Inference plots and results

The inference analysis of PCA (performed by OTAplotInference) includes bootstrap test of the proportion of variance explained, permutation tests of the eigenvalues, the bootstrap tests of the column factor scores \(\mathbf{G}\) (i.e., the right singular vectors scaled to have the variance of each dimension equals the corresponding singular value; \(\mathbf{G} = \mathbf{Q}\boldsymbol{\Delta}\) with \(\mathbf{X = P}\boldsymbol{\Delta}\mathbf{Q}^\top\)). These column factor scores are stored as fj in the output of epPCA.

R code

res.plot.pca.inference <- OTAplotInference(
    resPCA = res.pca,
    data = wines,
    col4I = wineColors$oc
    ) %>% suppressMessages()

Bootstrap and permutation tests on the eigenvalues

The inference scree plot illustrates the 95% bootstrap confidence intervals of the percentage of variance explained by each eigenvalue. If an interval includes 0, the component explains reliably larger than 0% of the variance.

R code

res.plot.pca.inference$results.graphs$scree

The bootstrap test identifies one significant dimension explains the variance reliably larger than 0%. The permutation test identifies one significant dimension with an eigenvalue significantly larger than 0.

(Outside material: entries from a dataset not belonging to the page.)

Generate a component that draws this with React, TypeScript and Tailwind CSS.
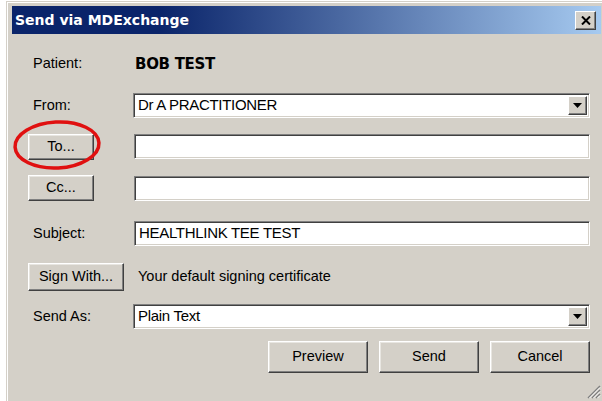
import type { ReactNode } from 'react';

const sans = { fontFamily: '"Liberation Sans", Arial, sans-serif' };

// classic raised 3D button
function Button({ children, className = '' }: { children: ReactNode; className?: string }) {
    return (
        <div
            className={`flex items-center justify-center bg-[#d4d0c8] border border-t-white border-l-white border-b-[#404040] border-r-[#404040] shadow-[inset_-1px_-1px_0_#808080,inset_1px_1px_0_#e8e6e1] text-[14.5px] text-black ${className}`}
        >
            {children}
        </div>
    );
}

// sunken white field
function Field({ value = '', combo = false, className = '' }: { value?: string; combo?: boolean; className?: string }) {
    return (
        <div
            className={`flex items-stretch bg-white border border-t-[#808080] border-l-[#808080] border-b-white border-r-white shadow-[inset_1px_1px_0_#404040,inset_-1px_-1px_0_#d4d0c8] ${className}`}
        >
            <div className="flex-1 flex items-center pl-[4px] text-[15px] text-black tracking-[-0.3px]">{value}</div>
            {combo && (
                <div className="my-[2px] mr-[2px] w-[19px] flex items-center justify-center bg-[#d4d0c8] border border-t-white border-l-white border-b-[#404040] border-r-[#404040] shadow-[inset_-1px_-1px_0_#808080]">
                    <svg width="9" height="5" viewBox="0 0 9 5">
                        <path d="M0 0h9L4.5 5z" fill="#000" />
                    </svg>
                </div>
            )}
        </div>
    );
}

export default function App() {
    return (
        <main className="w-[602px] h-[401px] bg-white overflow-hidden pl-[6px] pt-[1px]" style={sans}>
            <div className="relative w-[600px] h-[410px] bg-[#d4d0c8] border border-t-[#d4d0c8] border-l-[#d4d0c8] border-b-[#404040] border-r-[#404040] shadow-[inset_1px_1px_0_#ffffff] p-[4px] pl-[5px]">
                {/* title bar */}
                <div className="h-[28px] flex items-center justify-between pl-[3px] pr-[5px] bg-[linear-gradient(90deg,#0a246a_0%,#0a246a_25%,#a6caf0_100%)]">
                    <span className="text-white font-bold text-[14px]" style={{ fontFamily: '"DejaVu Sans", Verdana, sans-serif' }}>
                        Send via MDExchange
                    </span>
                    <div className="w-[21px] h-[19px] flex items-center justify-center bg-[#d4d0c8] border border-t-white border-l-white border-b-[#404040] border-r-[#404040] shadow-[inset_-1px_-1px_0_#808080]">
                        <svg width="10" height="9" viewBox="0 0 10 9">
                            <path d="M1 0.5l8 8M9 0.5l-8 8" stroke="#000" strokeWidth="2" />
                        </svg>
                    </div>
                </div>

                <div className="flex flex-col pl-[16px] pr-[2px]">
                    <div className="h-[20px] mt-[20px] flex items-center">
                        <span className="w-[107px] pl-[5px] text-[14.5px]">Patient:</span>
                        <span className="font-bold text-[15px] tracking-[-0.3px]" style={{ fontFamily: '"DejaVu Sans", Verdana, sans-serif' }}>
                            BOB TEST
                        </span>
                    </div>

                    <div className="h-[25px] mt-[19px] flex items-center">
                        <span className="w-[105px] pl-[5px] text-[14.5px]">From:</span>
                        <Field value="Dr A PRACTITIONER" combo className="w-[457px] h-[25px]" />
                    </div>

                    <div className="h-[27px] mt-[15px] flex items-center">
                        <div className="w-[106px]">
                            <Button className="w-[66px] h-[26px]">To...</Button>
                        </div>
                        <Field className="w-[456px] h-[25px]" />
                    </div>

                    <div className="h-[26px] mt-[15px] flex items-center">
                        <div className="w-[106px]">
                            <Button className="w-[66px] h-[26px]">Cc...</Button>
                        </div>
                        <Field className="w-[456px] h-[25px]" />
                    </div>

                    <div className="h-[25px] mt-[20px] flex items-center">
                        <span className="w-[106px] pl-[5px] text-[14.5px]">Subject:</span>
                        <Field value="HEALTHLINK TEE TEST" className="w-[456px] h-[25px]" />
                    </div>

                    <div className="h-[28px] mt-[17px] flex items-center">
                        <div className="w-[110px]">
                            <Button className="w-[96px] h-[28px]">Sign With...</Button>
                        </div>
                        <span className="text-[14.5px]">Your default signing certificate</span>
                    </div>

                    <div className="h-[25px] mt-[13px] flex items-center">
                        <span className="w-[105px] pl-[5px] text-[14.5px]">Send As:</span>
                        <Field value="Plain Text" combo className="w-[457px] h-[25px]" />
                    </div>

                    <div className="h-[32px] mt-[12px] flex justify-end gap-[11px] pr-[9px]">
                        <Button className="w-[100px] h-[32px]">Preview</Button>
                        <Button className="w-[100px] h-[32px]">Send</Button>
                        <Button className="w-[100px] h-[32px]">Cancel</Button>
                    </div>
                </div>

                {/* size grip */}
                <svg className="absolute left-[578px] top-[381px]" width="16" height="16" viewBox="0 0 16 16">
                    <path d="M15 3L3 15M15 7L7 15M15 11L11 15" stroke="#808080" strokeWidth="1.5" />
                    <path d="M15 4.5L4.5 15M15 8.5L8.5 15M15 12.5L12.5 15" stroke="#fff" strokeWidth="1" />
                </svg>

                {/* red marker around the To... button */}
                <svg className="absolute left-[2px] top-[115px]" width="96" height="56" viewBox="0 0 96 56">
                    <ellipse cx="48" cy="28" rx="42" ry="23" fill="none" stroke="#e01010" strokeWidth="3.5" transform="rotate(-3 48 28)" />
                </svg>
            </div>
        </main>
    );
}
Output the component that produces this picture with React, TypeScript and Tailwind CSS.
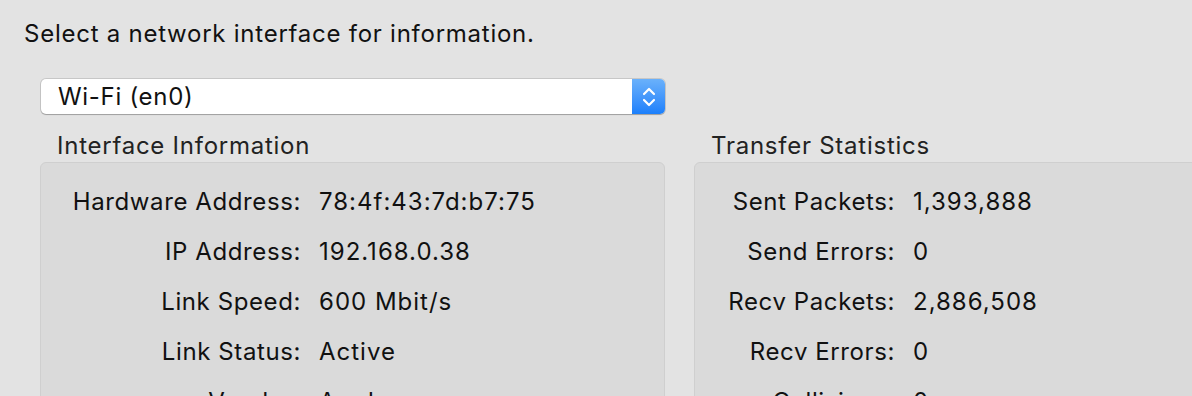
const info = [
  ["Hardware Address:", "78:4f:43:7d:b7:75"],
  ["IP Address:", "192.168.0.38"],
  ["Link Speed:", "600 Mbit/s"],
  ["Link Status:", "Active"],
  ["Vendor:", "Apple"],
];

const stats = [
  ["Sent Packets:", "1,393,888"],
  ["Send Errors:", "0"],
  ["Recv Packets:", "2,886,508"],
  ["Recv Errors:", "0"],
  ["Collisions:", "0"],
];

const Rows = ({ rows, labelW }: { rows: string[][]; labelW: string }) => (
  <div className="pt-[14px]">
    {rows.map(([label, value]) => (
      <div key={label} className="flex h-[50px] items-center">
        <span className={`${labelW} shrink-0 text-right tracking-[0.6px]`}>{label}</span>
        <span className="ml-[18px] tracking-[1px]">{value}</span>
      </div>
    ))}
  </div>
);

const App = () => {
  return (
    <div
      className="h-[396px] w-[1192px] overflow-hidden bg-[#e3e3e3] pl-6 pt-[20px] text-[24px] text-[#111]"
      style={{ fontFamily: 'Inter, "Liberation Sans", Arial, sans-serif' }}
    >
      <p className="leading-[28px] tracking-[0.75px]">Select a network interface for information.</p>

      <div className="ml-[17px] mt-[31px] flex h-[35px] w-[624px] items-center overflow-hidden rounded-[5px] bg-white shadow-[0_0_0_1px_rgba(0,0,0,0.12),0_1px_1px_rgba(0,0,0,0.2)]">
        <span className="flex-1 pl-[17px] leading-[35px] tracking-[0.7px]">Wi-Fi (en0)</span>
        <div className="flex h-full w-[33px] items-center justify-center bg-gradient-to-b from-[#6ab1fb] to-[#1a7ffb]">
          <svg width="16" height="24" viewBox="0 0 16 24" fill="none" stroke="white" strokeWidth="2.2" strokeLinecap="round" strokeLinejoin="round">
            <path d="M3 9l5-5 5 5" />
            <path d="M3 15l5 5 5-5" />
          </svg>
        </div>
      </div>

      <div className="ml-4 mt-[18px] flex gap-[29px]">
        <div className="w-[625px] shrink-0">
          <h2 className="pl-[17px] leading-[28px] tracking-[0.75px] text-[#222]">Interface Information</h2>
          <div className="mt-[2px] h-[300px] rounded-[6px] border border-[#cfcfcf] bg-[#dadada]">
            <Rows rows={info} labelW="w-[260px]" />
          </div>
        </div>
        <div className="w-[600px] shrink-0">
          <h2 className="pl-[17px] leading-[28px] tracking-[0.75px] text-[#222]">Transfer Statistics</h2>
          <div className="mt-[2px] h-[300px] rounded-[6px] border border-[#cfcfcf] bg-[#dadada]">
            <Rows rows={stats} labelW="w-[200px]" />
          </div>
        </div>
      </div>
    </div>
  );
};

export default App;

Bootstrap test on the column factor scores

The bar plot illustrates the bootstrap ratios which equals \[\frac{M_{g_{j}boot}}{SD_{g_{j}boot}},\] where \(M_{g_{j}boot}\) is the mean of the bootstrapped sample of the jth column factor score and \(SD_{g_{j}boot}\) is the bootstrapped standard deviation of the factor score. A bootstrap ratio is equivalent to a t-statistics for the column factor score with the \(\mathrm{H}_0: g_j = 0\). The threshold is set to 2 to approximate the critical t-value of 1.96 at \(\alpha\) = .05.

R code

res.plot.pca.inference$results.graphs$BR1

R code

res.plot.pca.inference$results.graphs$BR2

The results show that Astringent is the only significant contributor to Dimension 1, and there is no significant factor scores for Dimension 1 that is reliably different from 0.